Einstein hoped that his new theory of relativity, when its gravitational field equations were applied to the sun, would explain Mercury’s orbit. Unfortunately, after a lot of calculations and corrected mistakes, he and Besso came up with a value of 18 seconds of an arc per century for how far Mercury’s perihelion should stray, which was not even halfway correct. The poor result convinced Einstein not to publish the Mercury calculations. But it did not convince him to discard his Entwurf theory, at least not yet.

Einstein and Besso also looked at whether rotation could be considered a form of relative motion under the equations of the Entwurf theory. In other words, imagine that an observer is rotating and thus experiencing inertia. Is it possible that this is yet another case of relative motion and is indistinguishable from a case where the observer is at rest and the rest of the universe is rotating around him?

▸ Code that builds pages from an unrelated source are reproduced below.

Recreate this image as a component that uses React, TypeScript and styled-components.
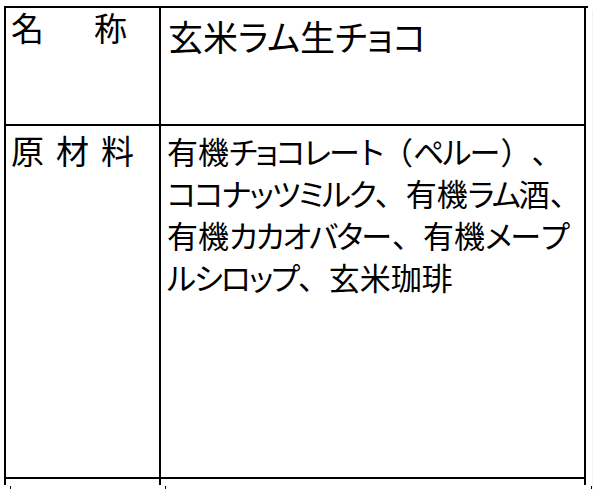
import React from "react";
import styled, { createGlobalStyle } from "styled-components";

const Global = createGlobalStyle`
  html, body {
    margin: 0;
    padding: 0;
    background: #ffffff;
  }
  body {
    font-family: "Noto Sans CJK JP", "Noto Sans", sans-serif;
    color: #000000;
    text-spacing-trim: space-all;
  }
`;

const Page = styled.div`
  position: relative;
  width: 601px;
  height: 489px;
  overflow: hidden;
  padding: 6px 0 0 4px;
  box-sizing: border-box;
`;

const Table = styled.div`
  display: grid;
  grid-template-columns: 155px 425px;
  grid-template-rows: 118px 353px 6px;
  width: 582px;
  border-top: 2px solid #000;
  border-left: 2px solid #000;
  box-sizing: content-box;
`;

const Cell = styled.div<{ $last?: boolean }>`
  border-right: 2px solid #000;
  border-bottom: ${(p) => (p.$last ? "0" : "2px solid #000")};
  box-sizing: border-box;
`;

const Label = styled.div<{ $gap: number; $top: number }>`
  display: flex;
  gap: ${(p) => p.$gap}px;
  padding: ${(p) => p.$top}px 0 0 5px;
  font-size: 33px;
  line-height: 1.2;
  white-space: nowrap;
`;

const Title = styled.div`
  padding: 7px 0 0 7px;
  font-size: 35px;
  line-height: 1.2;
  white-space: nowrap;
`;

const Body = styled.div`
  padding: 4px 0 0 6px;
  font-size: 31px;
  line-height: 42px;
`;

const Line = styled.div`
  white-space: nowrap;
`;

const Kana = styled.span<{ $squeeze: number }>`
  font-feature-settings: "palt";
  letter-spacing: ${(p) => p.$squeeze}px;
`;

const NextTable = styled.div`
  display: grid;
  grid-template-columns: 155px 426px;
  height: 8px;
  margin-left: 6px;
  margin-top: 1px;
  width: 581px;
  border-left: 1px solid #000;
`;

const NextCell = styled.div`
  border-right: 1px solid #000;
`;

const Edge = styled.div`
  position: absolute;
  left: 592px;
  top: 10px;
  bottom: 0;
  width: 1px;
  background: #f2f2f2;
`;

const isKana = (c: string) => /[\u30A0-\u30FF\u3040-\u309F]/.test(c) && c !== "ー";

function Runs({ text, squeeze }: { text: string; squeeze: number }) {
  const parts: { kana: boolean; s: string }[] = [];
  for (const ch of text) {
    const k = isKana(ch);
    const last = parts[parts.length - 1];
    if (last && last.kana === k) last.s += ch;
    else parts.push({ kana: k, s: ch });
  }
  return (
    <>
      {parts.map((p, i) =>
        p.kana ? (
          <Kana key={i} $squeeze={squeeze}>
            {p.s}
          </Kana>
        ) : (
          <React.Fragment key={i}>{p.s}</React.Fragment>
        )
      )}
    </>
  );
}

const lines = [
  "有機チョコレート（ペルー）、",
  "ココナッツミルク、有機ラム酒、",
  "有機カカオバター、有機メープ",
  "ルシロップ、玄米珈琲",
];

export default function App() {
  return (
    <>
      <Global />
      <Page>
        <Table>
          <Cell>
            <Label $gap={50} $top={0}>
              <span>名</span>
              <span>称</span>
            </Label>
          </Cell>
          <Cell>
            <Title>
              <Runs text="玄米ラム生チョコ" squeeze={0} />
            </Title>
          </Cell>
          <Cell>
            <Label $gap={12} $top={5}>
              <span>原</span>
              <span>材</span>
              <span>料</span>
            </Label>
          </Cell>
          <Cell>
            <Body>
              {lines.map((l) => (
                <Line key={l}>
                  <Runs text={l} squeeze={-2} />
                </Line>
              ))}
            </Body>
          </Cell>
          <Cell $last />
          <Cell $last />
        </Table>
        <NextTable>
          <NextCell />
          <NextCell />
        </NextTable>
        <Edge />
      </Page>
    </>
  );
}
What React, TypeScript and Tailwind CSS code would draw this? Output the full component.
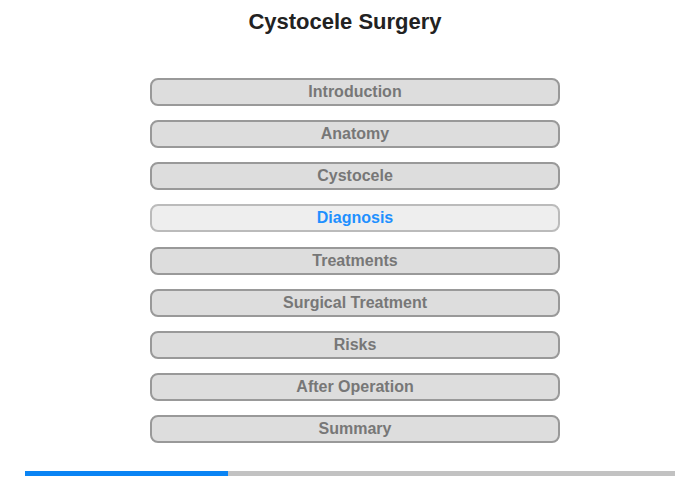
import React from 'react';

const chapters = [
  'Introduction',
  'Anatomy',
  'Cystocele',
  'Diagnosis',
  'Treatments',
  'Surgical Treatment',
  'Risks',
  'After Operation',
  'Summary',
];

const App: React.FC = () => {
  const active = 'Diagnosis';

  return (
    <div className="w-[700px] h-[480px] bg-white font-['Liberation_Sans',Arial,sans-serif] flex flex-col items-center">
      <h1 className="mt-[9px] mr-[10px] text-[22px] leading-[26px] font-bold text-[#222]">Cystocele Surgery</h1>

      <div className="mt-[43px] ml-[10px] flex flex-col gap-[14.125px]">
        {chapters.map(name => {
          const isActive = name === active;
          return (
            <div
              key={name}
              className={
                isActive
                  ? 'w-[410px] h-[28px] rounded-[8px] border-2 border-[#bbb] bg-[#eee] flex items-center justify-center text-[16px] font-bold text-[#1e90ff]'
                  : 'w-[410px] h-[28px] rounded-[8px] border-2 border-[#999] bg-[#ddd] flex items-center justify-center text-[16px] font-bold text-[#777]'
              }
            >
              {name}
            </div>
          );
        })}
      </div>

      <div className="mt-[28px] w-[650px] h-[5px] bg-[#c2c2c2] flex">
        <div className="h-full bg-[#0a84f4]" style={{ width: `${(203 / 650) * 100}%` }} />
      </div>
    </div>
  );
};

export default App;
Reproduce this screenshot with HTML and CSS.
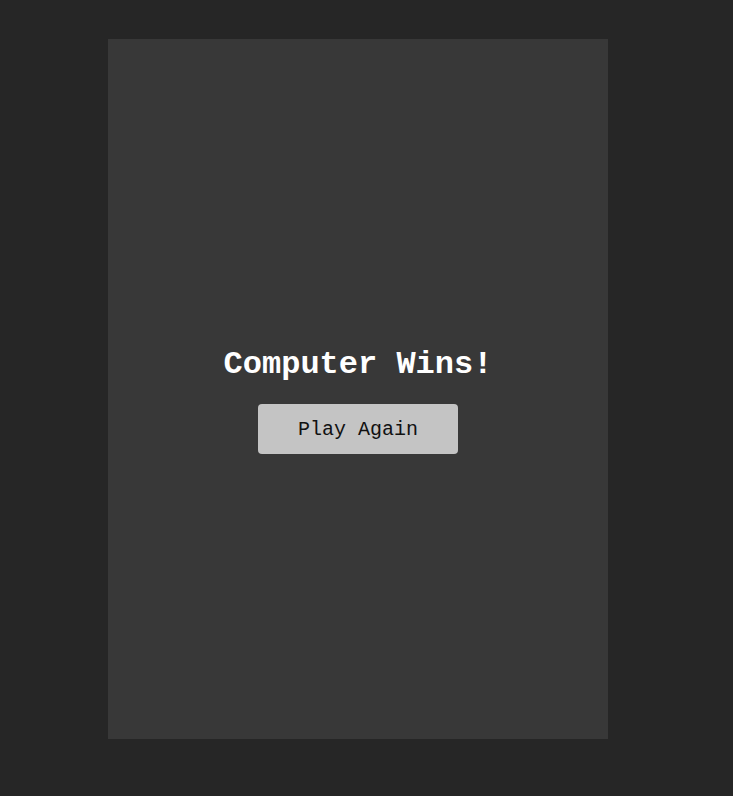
FILE: index.html
```html
<!DOCTYPE html>
<html lang="en">
<head>
<meta charset="utf-8">
<title>Computer Wins!</title>
<link rel="stylesheet" href="styles.css">
</head>
<body>
<main class="board">
  <h1 class="result">Computer Wins!</h1>
  <button class="again" type="button">Play Again</button>
</main>
</body>
</html>
```

FILE: styles.css
```css
html, body {
  margin: 0;
  padding: 0;
}
body {
  background: #262626;
  font-family: "Liberation Mono", "DejaVu Sans Mono", monospace;
  min-height: 796px;
  padding-top: 39px;
  box-sizing: border-box;
}
.board {
  width: 500px;
  height: 700px;
  margin-left: 108px;
  padding-top: 2px;
  box-sizing: border-box;
  background: #383838;
  display: flex;
  flex-direction: column;
  align-items: center;
  justify-content: center;
}
.result {
  margin: 21px 0;
  font-size: 32px;
  font-weight: bold;
  color: #ffffff;
  line-height: 36px;
}
.again {
  width: 200px;
  height: 50px;
  border: none;
  border-radius: 4px;
  background: #c4c4c4;
  color: #111111;
  font-family: "Liberation Mono", "DejaVu Sans Mono", monospace;
  font-size: 20px;
  padding: 0;
}
```
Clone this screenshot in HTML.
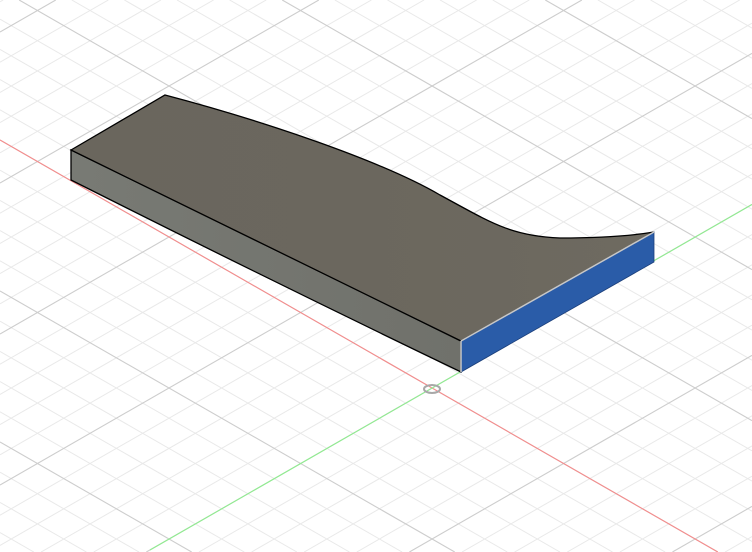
<!DOCTYPE html>
<html><head><meta charset="utf-8"><style>html,body{margin:0;padding:0;background:#fff;overflow:hidden;width:752px;height:552px}svg{display:block;position:absolute;left:0;top:0;overflow:hidden}</style></head>
<body>
<svg id="s" width="752" height="552" viewBox="0 0 752 552" xmlns="http://www.w3.org/2000/svg">
<defs>
<linearGradient id="top" x1="0" y1="0" x2="1" y2="0">
<stop offset="0" stop-color="#6a665d"/><stop offset="0.5" stop-color="#6b675e"/><stop offset="1" stop-color="#6e6a60"/>
</linearGradient>
<linearGradient id="side" x1="0" y1="0" x2="1" y2="0">
<stop offset="0" stop-color="#787a74"/><stop offset="1" stop-color="#70716b"/>
</linearGradient>
</defs>
<g id="grid"></g>
<line x1="0" y1="140" x2="717.8" y2="552" stroke="#f58c8c" stroke-width="1.1"/>
<line x1="150" y1="550" x2="752" y2="204.5" stroke="#90ec90" stroke-width="1.1"/>
<ellipse cx="432" cy="389" rx="8" ry="4" fill="none" stroke="#a8a8a8" stroke-width="2"/>
<polygon points="71,150 71,180 78,184 78,154" fill="#75776f"/>
<path d="M71,150 C200,214 330,278 461,341 L461,372 C330,309 200,245 71,180 Z" fill="url(#side)" stroke="#000" stroke-width="1.3"/>
<path d="M71,150 L165,95 C260,120 380,160 440,195 C490,222 510,236 560,238 C600,238 630,236 654,232 L461,341 C330,278 200,214 71,150 Z" fill="url(#top)" stroke="#000" stroke-width="1.3"/>
<polygon points="461,341 654,232 654,262 461,372" fill="#2a5ca8" stroke="#1c3f7a" stroke-width="0.8"/>
<line x1="461" y1="341" x2="654" y2="232" stroke="#c8c8c8" stroke-width="1.5"/>
<line x1="461" y1="341" x2="461" y2="372" stroke="#c8c8c8" stroke-width="1.5"/>
</svg>
<script>
var g=document.getElementById('grid'),ns='http://www.w3.org/2000/svg',d=30.2,s=0.574,W=752,H=552;
function L(y0,m,maj){
 // line y = y0 + m x, clip to [0,W]x[0,H]
 var xa=0,xb=W;
 var xt=(0-y0)/m, xh=(H-y0)/m;
 var lo=Math.min(xt,xh), hi=Math.max(xt,xh);
 xa=Math.max(xa,lo); xb=Math.min(xb,hi);
 if(xb<=xa)return;
 var l=document.createElementNS(ns,'line');
 l.setAttribute('x1',xa);l.setAttribute('y1',y0+m*xa);l.setAttribute('x2',xb);l.setAttribute('y2',y0+m*xb);
 l.setAttribute('stroke',maj?'#cdcdcd':'#e9e9e9');l.setAttribute('stroke-width',maj?1.1:1);g.appendChild(l);}
for(var p=0;p<2;p++)for(var k=-40;k<=40;k++){var maj=(k%5===0);if(maj!==(p===1))continue;
L(140+k*d,s,maj); L(636+k*d,-s,maj);}
</script>
</body></html>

The most famous thought experiment along these lines was that described by Newton in the third book of his Principia. Imagine a bucket that begins to rotate as it hangs from a rope. At first the water in the bucket stays rather still and flat. But soon the friction from the bucket causes the water to spin around with it, and it assumes a concave shape. Why? Because inertia causes the spinning water to push outward, and therefore it pushes up the side of the bucket.

Yes, but if we suspect that all motion is relative, we ask: What is the water spinning relative to? Not the bucket, because the water is concave when it is spinning along with the bucket, and also when the bucket stops and the water keeps spinning inside for a while. Perhaps the water is spinning relative to nearby bodies such as the earth that exert gravitational force.